The whole downtown Halloween experience that exists today — including, spectacularly, the decorations along Grace Street — grew out of this effort to provide families a safe environment in which their children could spend an evening pretending to be superheroes, ghouls, darling princesses or traditional cowboys and pirates.

And, though few people today realize it, the Safe Trick or Treat was not the brainchild of The Smithfield Times. Credit for the concept goes to the now defunct Real Smithfield Jaycees, who saw the need to corral kids into a safe Halloween event way back in 1988. The Jaycees, an extraordinarily active group of young business people, back then put together the idea of a Safe Trick or Treat, including a costume contest, and held it around the Town Hall on Institute Street. 

The events continued under Jaycees sponsorship for nearly a decade and morphed into a popular haunted house that the Jaycees cobbled together in their headquarters building — now, the VFW headquarters. That was a fundraising activity for the Jaycees, but the club continued the Safe Trick or Treat aspect of the evening for a brief period.

Declining membership took its toll on the Jaycees and its activities, and in the mid-1990s, the organized Halloween activities ended.

That’s when we stepped in to resurrect what we thought was a worthwhile activity. Most Main Street businesses agreed to participate and in 1997, The Smithfield Times launched what it billed as the “First Annual Halloween in Times Square.” 

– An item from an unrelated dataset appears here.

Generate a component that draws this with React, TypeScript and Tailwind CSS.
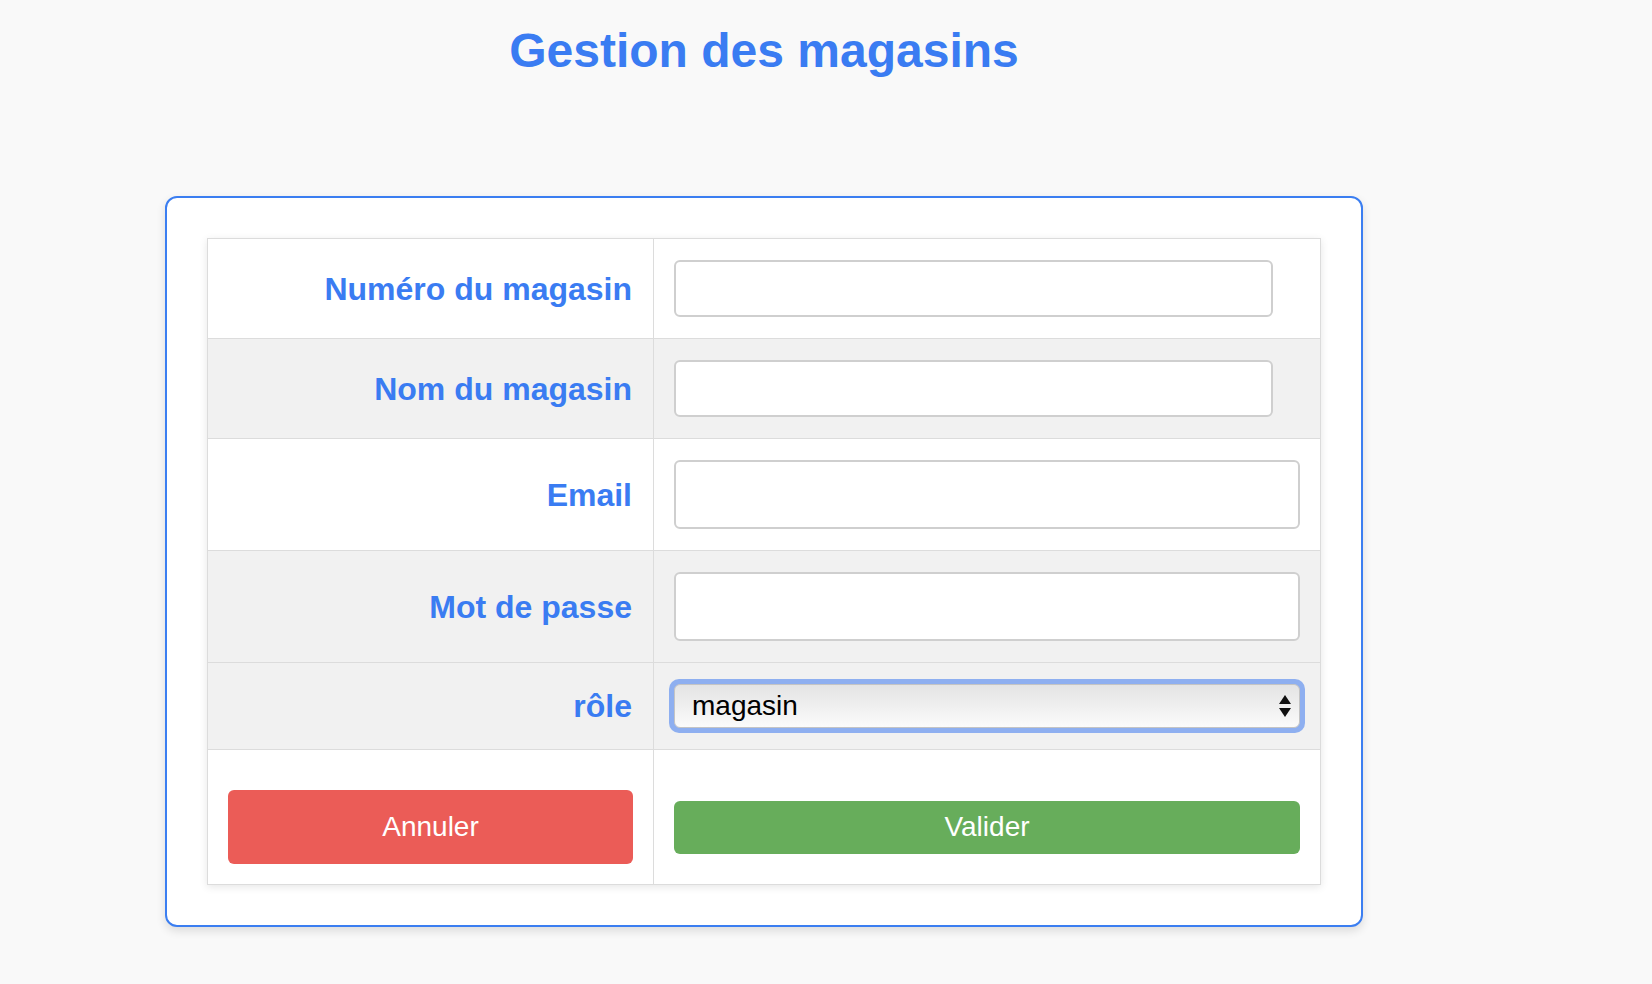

The event took advantage of recent improvements on “the square.” The newspaper building had recently been enlarged and remodeled to present a more institutional appearance, and an old concert stage, built of plywood panels with no roof, had been demolished and replaced by a lighted and roofed gazebo. The stage was built to accommodate the summer concerts, but quickly became a more widely used public venue. The Safe Trick or Treat seemed like a natural addition.

Once the program had been resurrected, it grew rapidly, and within a couple of years was attracting well over a thousand people each Halloween.

Within a few years, Grace Street residents turned their community into a stroll through Halloween’s best in make believe. 

COVID-19 set the program back, and since then several groups have staged competing “Trunk or Treat” events that have drawn off some of the downtown crowd. Nevertheless, Main Street’s Safe Trick or Treat remains a mainstay activity for area families each fall.